§ What you have to do: Every entry must be repeated exactly. Exclude all pictures.

§ Provided records:

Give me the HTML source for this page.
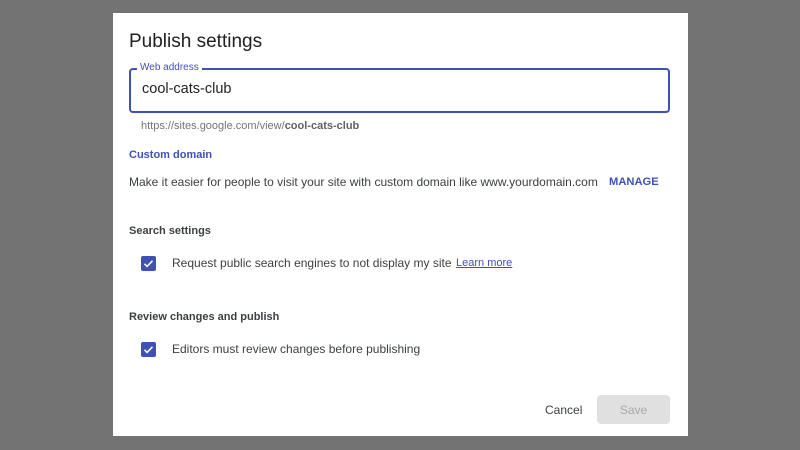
<!DOCTYPE html>
<html><head><style>
*{margin:0;padding:0;box-sizing:border-box}
body{width:800px;height:450px;background:#737373;font-family:"Liberation Sans",sans-serif;position:relative;overflow:hidden}
.d{position:absolute;left:113px;top:13px;width:575px;height:423px;background:#fff}
.a{position:absolute;white-space:nowrap}
.cb{position:absolute;width:15px;height:15px;background:#3f51b5;border-radius:2px}
</style></head><body>
<div class="d">
<div class="a" style="left:16px;top:18px;font-size:19px;color:#202124">Publish settings</div>
<div class="a" style="left:16px;top:55px;width:541px;height:45px;border:2px solid #3f51b5;border-radius:4px"></div>
<div class="a" style="left:24px;top:49px;font-size:10px;color:#3f51b5;background:#fff;padding:0 3px">Web address</div>
<div class="a" style="left:29px;top:68px;font-size:14.5px;color:#202124">cool-cats-club</div>
<div class="a" style="left:28px;top:107px;font-size:11px;color:#757575">https://sites.google.com/view/<b style="color:#616161">cool-cats-club</b></div>
<div class="a" style="left:16px;top:136px;font-size:11px;color:#3f51b5;font-weight:bold">Custom domain</div>
<div class="a" style="left:16px;top:162px;font-size:12px;color:#3c4043">Make it easier for people to visit your site with custom domain like www.yourdomain.com</div>
<div class="a" style="left:496px;top:163px;font-size:11.2px;color:#3f51b5;font-weight:bold">MANAGE</div>
<div class="a" style="left:16px;top:212px;font-size:11px;color:#3c4043;font-weight:bold">Search settings</div>
<div class="cb" style="left:28px;top:243px"><svg width="15" height="15"><path d="M3.5 7.8l2.6 2.6 5.4-5.6" stroke="#fff" stroke-width="1.6" fill="none"/></svg></div>
<div class="a" style="left:59px;top:243px;font-size:12px;color:#3c4043">Request public search engines to not display my site</div>
<div class="a" style="left:343px;top:244px;font-size:11px;color:#3f51b5;text-decoration:underline">Learn more</div>
<div class="a" style="left:16px;top:298px;font-size:11px;color:#3c4043;font-weight:bold">Review changes and publish</div>
<div class="cb" style="left:28px;top:329px"><svg width="15" height="15"><path d="M3.5 7.8l2.6 2.6 5.4-5.6" stroke="#fff" stroke-width="1.6" fill="none"/></svg></div>
<div class="a" style="left:59px;top:329px;font-size:12px;color:#3c4043">Editors must review changes before publishing</div>
<div class="a" style="left:432px;top:390px;font-size:12px;color:#3c4043">Cancel</div>
<div class="a" style="left:484px;top:382px;width:73px;height:29px;background:#e0e0e0;border-radius:4px;color:#a8a8a8;font-size:12px;text-align:center;line-height:30px">Save</div>
</div>
</body></html>
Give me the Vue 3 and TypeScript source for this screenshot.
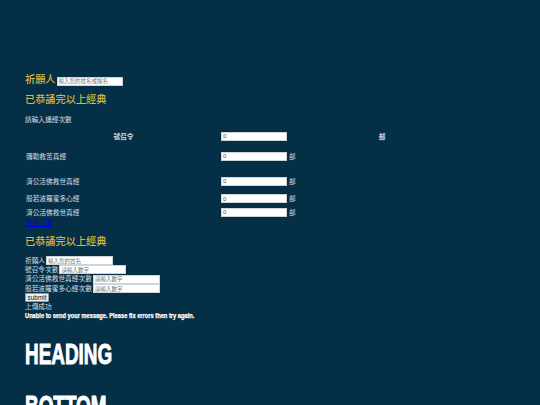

§ Final answer:
Give me the HTML source for this page.
<!DOCTYPE html>
<html><head><style>
*{margin:0;padding:0;box-sizing:border-box}
body{width:800px;height:450px;background:#737373;font-family:"Liberation Sans",sans-serif;position:relative;overflow:hidden}
.d{position:absolute;left:113px;top:13px;width:575px;height:423px;background:#fff}
.a{position:absolute;white-space:nowrap}
.cb{position:absolute;width:15px;height:15px;background:#3f51b5;border-radius:2px}
</style></head><body>
<div class="d">
<div class="a" style="left:16px;top:18px;font-size:19px;color:#202124">Publish settings</div>
<div class="a" style="left:16px;top:55px;width:541px;height:45px;border:2px solid #3f51b5;border-radius:4px"></div>
<div class="a" style="left:24px;top:49px;font-size:10px;color:#3f51b5;background:#fff;padding:0 3px">Web address</div>
<div class="a" style="left:29px;top:68px;font-size:14.5px;color:#202124">cool-cats-club</div>
<div class="a" style="left:28px;top:107px;font-size:11px;color:#757575">https://sites.google.com/view/<b style="color:#616161">cool-cats-club</b></div>
<div class="a" style="left:16px;top:136px;font-size:11px;color:#3f51b5;font-weight:bold">Custom domain</div>
<div class="a" style="left:16px;top:162px;font-size:12px;color:#3c4043">Make it easier for people to visit your site with custom domain like www.yourdomain.com</div>
<div class="a" style="left:496px;top:163px;font-size:11.2px;color:#3f51b5;font-weight:bold">MANAGE</div>
<div class="a" style="left:16px;top:212px;font-size:11px;color:#3c4043;font-weight:bold">Search settings</div>
<div class="cb" style="left:28px;top:243px"><svg width="15" height="15"><path d="M3.5 7.8l2.6 2.6 5.4-5.6" stroke="#fff" stroke-width="1.6" fill="none"/></svg></div>
<div class="a" style="left:59px;top:243px;font-size:12px;color:#3c4043">Request public search engines to not display my site</div>
<div class="a" style="left:343px;top:244px;font-size:11px;color:#3f51b5;text-decoration:underline">Learn more</div>
<div class="a" style="left:16px;top:298px;font-size:11px;color:#3c4043;font-weight:bold">Review changes and publish</div>
<div class="cb" style="left:28px;top:329px"><svg width="15" height="15"><path d="M3.5 7.8l2.6 2.6 5.4-5.6" stroke="#fff" stroke-width="1.6" fill="none"/></svg></div>
<div class="a" style="left:59px;top:329px;font-size:12px;color:#3c4043">Editors must review changes before publishing</div>
<div class="a" style="left:432px;top:390px;font-size:12px;color:#3c4043">Cancel</div>
<div class="a" style="left:484px;top:382px;width:73px;height:29px;background:#e0e0e0;border-radius:4px;color:#a8a8a8;font-size:12px;text-align:center;line-height:30px">Save</div>
</div>
</body></html>
Give me the Vue 3 and TypeScript source for this screenshot.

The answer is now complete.